**Work to be completed**
Reproduce all the material exactly, minus any pictures it holds.

-- start --

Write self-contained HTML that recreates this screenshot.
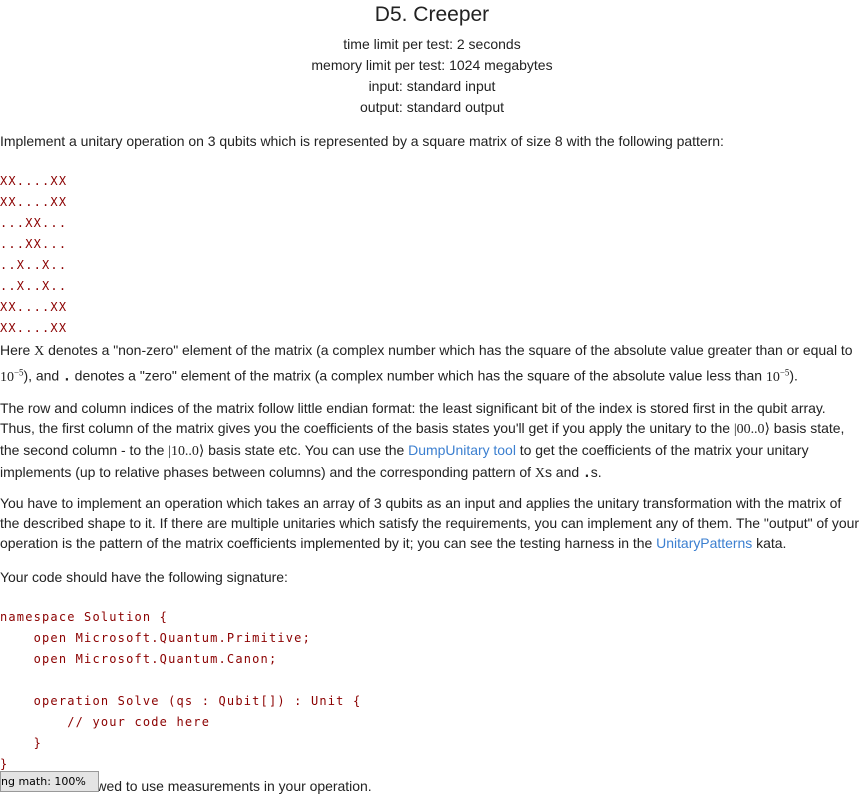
<!DOCTYPE html>
<html><head><meta charset="utf-8"><style>
body{margin:0;width:864px;height:793px;overflow:hidden;background:#fff;font-family:"Liberation Sans",sans-serif;font-size:14px;color:#222;position:relative}
.b{position:absolute;left:0;white-space:nowrap}
.c{text-align:center;width:864px}
.m{font-family:"DejaVu Sans Mono","Liberation Mono",monospace;font-size:12px;color:#8b0000;letter-spacing:1.18px;line-height:21px;white-space:pre}
.p{line-height:20px;letter-spacing:-0.025px}
.s{font-family:"Liberation Serif",serif}
a{color:#3b7fd0;text-decoration:none}
.tt{font-family:"DejaVu Sans Mono",monospace;font-weight:bold;font-size:13px}
</style></head><body>
<div class="b c" style="top:3px;font-size:21px;color:#222">D5. Creeper</div>
<div class="b c" style="top:34px;line-height:21px">time limit per test: 2 seconds<br>memory limit per test: 1024 megabytes<br>input: standard input<br>output: standard output</div>
<div class="b p" style="top:131px">Implement a unitary operation on 3 qubits which is represented by a square matrix of size 8 with the following pattern:</div>
<div class="b m" style="top:171px">XX....XX
XX....XX
...XX...
...XX...
..X..X..
..X..X..
XX....XX
XX....XX</div>
<div class="b p" style="top:340px;line-height:21px">Here <span class="s">X</span> denotes a "non-zero" element of the matrix (a complex number which has the square of the absolute value greater than or equal to<br><span class="s">10<sup style="font-size:9px">−5</sup></span>), and <span class="tt">.</span> denotes a "zero" element of the matrix (a complex number which has the square of the absolute value less than <span class="s">10<sup style="font-size:9px">−5</sup></span>).</div>
<div class="b p" style="top:398px">The row and column indices of the matrix follow little endian format: the least significant bit of the index is stored first in the qubit array.<br>Thus, the first column of the matrix gives you the coefficients of the basis states you'll get if you apply the unitary to the <span class="s">|00..0⟩</span> basis state,<br>the second column - to the <span class="s">|10..0⟩</span> basis state etc. You can use the <a>DumpUnitary tool</a> to get the coefficients of the matrix your unitary<br>implements (up to relative phases between columns) and the corresponding pattern of <span class="s">X</span>s and <span class="tt">.</span>s.</div>
<div class="b p" style="top:493px">You have to implement an operation which takes an array of 3 qubits as an input and applies the unitary transformation with the matrix of<br>the described shape to it. If there are multiple unitaries which satisfy the requirements, you can implement any of them. The "output" of your<br>operation is the pattern of the matrix coefficients implemented by it; you can see the testing harness in the <a>UnitaryPatterns</a> kata.</div>
<div class="b p" style="top:567px">Your code should have the following signature:</div>
<div class="b m" style="top:607px">namespace Solution {
    open Microsoft.Quantum.Primitive;
    open Microsoft.Quantum.Canon;

    operation Solve (qs : Qubit[]) : Unit {
        // your code here
    }
}</div>
<div class="b p" style="top:776px">You are not allowed to use measurements in your operation.</div>
<div style="position:absolute;left:0;top:771px;width:97px;height:19px;background:#e4e4e4;border:1px solid #999;font-size:11px;line-height:19px;font-family:'DejaVu Sans',sans-serif;color:#000;overflow:hidden;white-space:nowrap">ng math: 100%</div>
</body></html>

-- end --

**Written response**
Write self-contained HTML that recreates this screenshot.
<!DOCTYPE html>
<html><head><meta charset="utf-8"><style>
body{margin:0;width:864px;height:793px;overflow:hidden;background:#fff;font-family:"Liberation Sans",sans-serif;font-size:14px;color:#222;position:relative}
.b{position:absolute;left:0;white-space:nowrap}
.c{text-align:center;width:864px}
.m{font-family:"DejaVu Sans Mono","Liberation Mono",monospace;font-size:12px;color:#8b0000;letter-spacing:1.18px;line-height:21px;white-space:pre}
.p{line-height:20px;letter-spacing:-0.025px}
.s{font-family:"Liberation Serif",serif}
a{color:#3b7fd0;text-decoration:none}
.tt{font-family:"DejaVu Sans Mono",monospace;font-weight:bold;font-size:13px}
</style></head><body>
<div class="b c" style="top:3px;font-size:21px;color:#222">D5. Creeper</div>
<div class="b c" style="top:34px;line-height:21px">time limit per test: 2 seconds<br>memory limit per test: 1024 megabytes<br>input: standard input<br>output: standard output</div>
<div class="b p" style="top:131px">Implement a unitary operation on 3 qubits which is represented by a square matrix of size 8 with the following pattern:</div>
<div class="b m" style="top:171px">XX....XX
XX....XX
...XX...
...XX...
..X..X..
..X..X..
XX....XX
XX....XX</div>
<div class="b p" style="top:340px;line-height:21px">Here <span class="s">X</span> denotes a "non-zero" element of the matrix (a complex number which has the square of the absolute value greater than or equal to<br><span class="s">10<sup style="font-size:9px">−5</sup></span>), and <span class="tt">.</span> denotes a "zero" element of the matrix (a complex number which has the square of the absolute value less than <span class="s">10<sup style="font-size:9px">−5</sup></span>).</div>
<div class="b p" style="top:398px">The row and column indices of the matrix follow little endian format: the least significant bit of the index is stored first in the qubit array.<br>Thus, the first column of the matrix gives you the coefficients of the basis states you'll get if you apply the unitary to the <span class="s">|00..0⟩</span> basis state,<br>the second column - to the <span class="s">|10..0⟩</span> basis state etc. You can use the <a>DumpUnitary tool</a> to get the coefficients of the matrix your unitary<br>implements (up to relative phases between columns) and the corresponding pattern of <span class="s">X</span>s and <span class="tt">.</span>s.</div>
<div class="b p" style="top:493px">You have to implement an operation which takes an array of 3 qubits as an input and applies the unitary transformation with the matrix of<br>the described shape to it. If there are multiple unitaries which satisfy the requirements, you can implement any of them. The "output" of your<br>operation is the pattern of the matrix coefficients implemented by it; you can see the testing harness in the <a>UnitaryPatterns</a> kata.</div>
<div class="b p" style="top:567px">Your code should have the following signature:</div>
<div class="b m" style="top:607px">namespace Solution {
    open Microsoft.Quantum.Primitive;
    open Microsoft.Quantum.Canon;

    operation Solve (qs : Qubit[]) : Unit {
        // your code here
    }
}</div>
<div class="b p" style="top:776px">You are not allowed to use measurements in your operation.</div>
<div style="position:absolute;left:0;top:771px;width:97px;height:19px;background:#e4e4e4;border:1px solid #999;font-size:11px;line-height:19px;font-family:'DejaVu Sans',sans-serif;color:#000;overflow:hidden;white-space:nowrap">ng math: 100%</div>
</body></html>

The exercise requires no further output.